### Recorded information

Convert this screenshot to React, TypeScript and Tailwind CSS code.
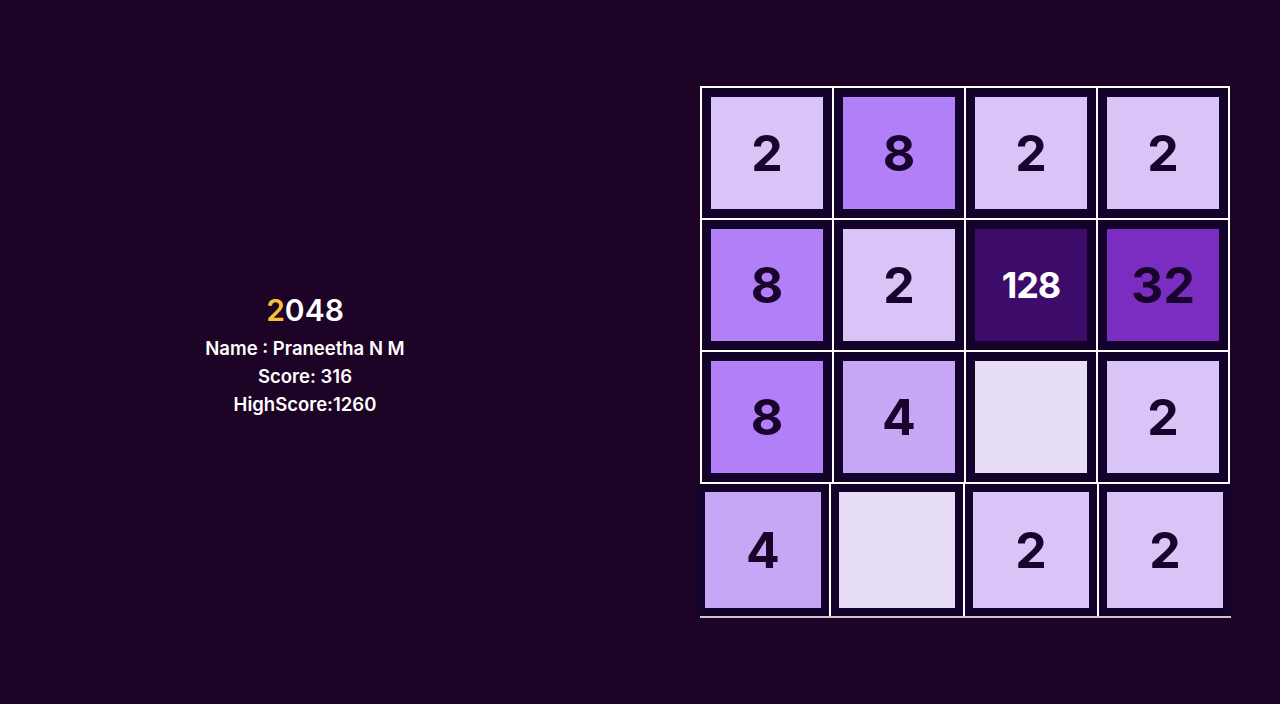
import React from "react";

type Tile = number | null;

const board: Tile[][] = [
  [2, 8, 2, 2],
  [8, 2, 128, 32],
  [8, 4, null, 2],
];

const lastRow: Tile[] = [4, null, 2, 2];

function tileClass(v: Tile) {
  switch (v) {
    case 2:
      return "bg-[#d9c4f7] text-[#17032b] text-[50px]";
    case 4:
      return "bg-[#c7a7f5] text-[#17032b] text-[50px]";
    case 8:
      return "bg-[#b180f8] text-[#17032b] text-[50px]";
    case 32:
      return "bg-[#7c2dc1] text-[#17032b] text-[50px]";
    case 128:
      return "bg-[#3d0b6a] text-white text-[36px] tracking-[-1px]";
    default:
      return "bg-[#e6dcf5]";
  }
}

function Cell({ value, size }: { value: Tile; size: string }) {
  return (
    <div className={`${size} border-[#13022a] flex items-center justify-center font-bold ${tileClass(value)}`}>
      {value ?? ""}
    </div>
  );
}

export default function App() {
  return (
    <div
      className="h-[704px] bg-[#1d0326] flex items-center overflow-hidden"
      style={{ fontFamily: "Inter, 'Open Sans', sans-serif" }}
    >
      {/* --- INFO --- */}
      <div className="w-[610px] pt-[6px] flex flex-col items-center text-white">
        <h1 className="text-[30px] leading-[36px] font-semibold">
          <span className="text-[#f9bf38]">2</span>048
        </h1>
        <div className="mt-[6px] text-[18.5px] leading-[28px] font-semibold text-center">
          <p>Name : Praneetha N M</p>
          <p>Score: 316</p>
          <p>HighScore:1260</p>
        </div>
      </div>

      {/* --- BOARD --- */}
      <div className="ml-[90px] flex flex-col">
        <div className="w-[530px] grid grid-cols-4 gap-[2px] bg-white border-2 border-white">
          {board.flat().map((v, i) => (
            <Cell key={i} value={v} size="h-[130px] border-[9px]" />
          ))}
        </div>
        <div className="flex -ml-[3px] w-[534px]">
          {lastRow.map((v, i) => (
            <div key={i} className={i > 0 ? "border-l-2 border-white" : ""}>
              <Cell value={v} size="w-[132px] h-[132px] border-[8px]" />
            </div>
          ))}
        </div>
        <div className="h-[2px] w-[531px] bg-[#c9c6cc]" />
      </div>
    </div>
  );
}
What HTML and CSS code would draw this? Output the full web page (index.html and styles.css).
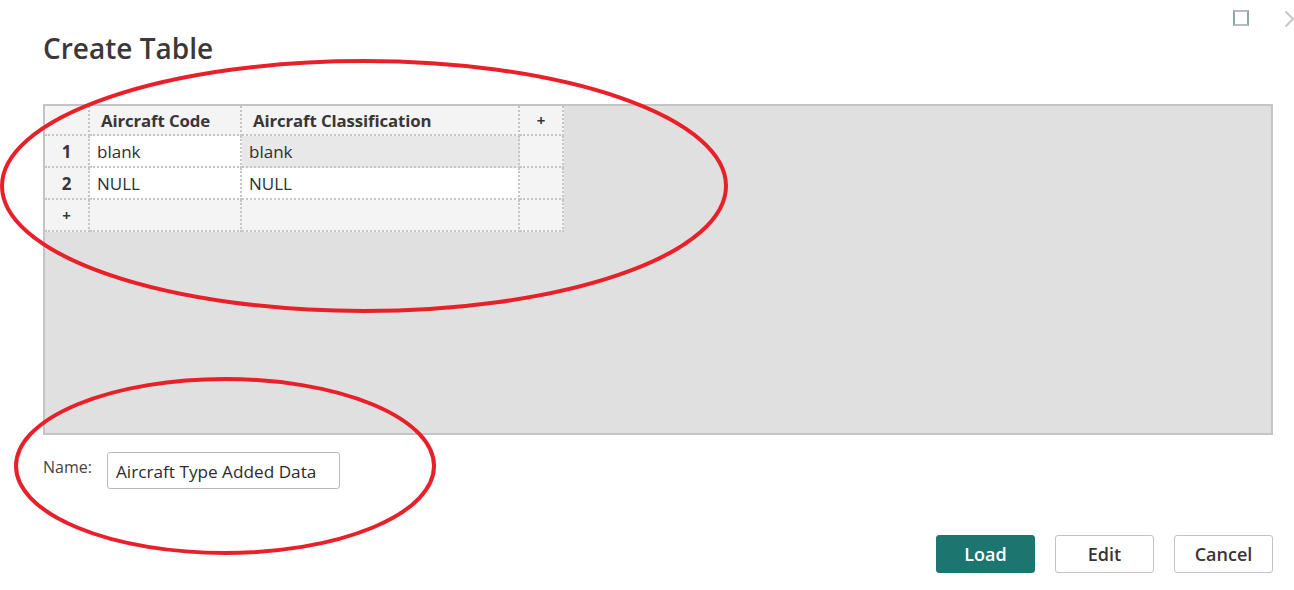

######

• _Exercise task_: Restate the data above word for word. Do not include the images.

• _Solution for this exercise_:
Convert this screenshot to React, TypeScript and Tailwind CSS code.
import React from "react";

type Tile = number | null;

const board: Tile[][] = [
  [2, 8, 2, 2],
  [8, 2, 128, 32],
  [8, 4, null, 2],
];

const lastRow: Tile[] = [4, null, 2, 2];

function tileClass(v: Tile) {
  switch (v) {
    case 2:
      return "bg-[#d9c4f7] text-[#17032b] text-[50px]";
    case 4:
      return "bg-[#c7a7f5] text-[#17032b] text-[50px]";
    case 8:
      return "bg-[#b180f8] text-[#17032b] text-[50px]";
    case 32:
      return "bg-[#7c2dc1] text-[#17032b] text-[50px]";
    case 128:
      return "bg-[#3d0b6a] text-white text-[36px] tracking-[-1px]";
    default:
      return "bg-[#e6dcf5]";
  }
}

function Cell({ value, size }: { value: Tile; size: string }) {
  return (
    <div className={`${size} border-[#13022a] flex items-center justify-center font-bold ${tileClass(value)}`}>
      {value ?? ""}
    </div>
  );
}

export default function App() {
  return (
    <div
      className="h-[704px] bg-[#1d0326] flex items-center overflow-hidden"
      style={{ fontFamily: "Inter, 'Open Sans', sans-serif" }}
    >
      {/* --- INFO --- */}
      <div className="w-[610px] pt-[6px] flex flex-col items-center text-white">
        <h1 className="text-[30px] leading-[36px] font-semibold">
          <span className="text-[#f9bf38]">2</span>048
        </h1>
        <div className="mt-[6px] text-[18.5px] leading-[28px] font-semibold text-center">
          <p>Name : Praneetha N M</p>
          <p>Score: 316</p>
          <p>HighScore:1260</p>
        </div>
      </div>

      {/* --- BOARD --- */}
      <div className="ml-[90px] flex flex-col">
        <div className="w-[530px] grid grid-cols-4 gap-[2px] bg-white border-2 border-white">
          {board.flat().map((v, i) => (
            <Cell key={i} value={v} size="h-[130px] border-[9px]" />
          ))}
        </div>
        <div className="flex -ml-[3px] w-[534px]">
          {lastRow.map((v, i) => (
            <div key={i} className={i > 0 ? "border-l-2 border-white" : ""}>
              <Cell value={v} size="w-[132px] h-[132px] border-[8px]" />
            </div>
          ))}
        </div>
        <div className="h-[2px] w-[531px] bg-[#c9c6cc]" />
      </div>
    </div>
  );
}
What HTML and CSS code would draw this? Output the full web page (index.html and styles.css).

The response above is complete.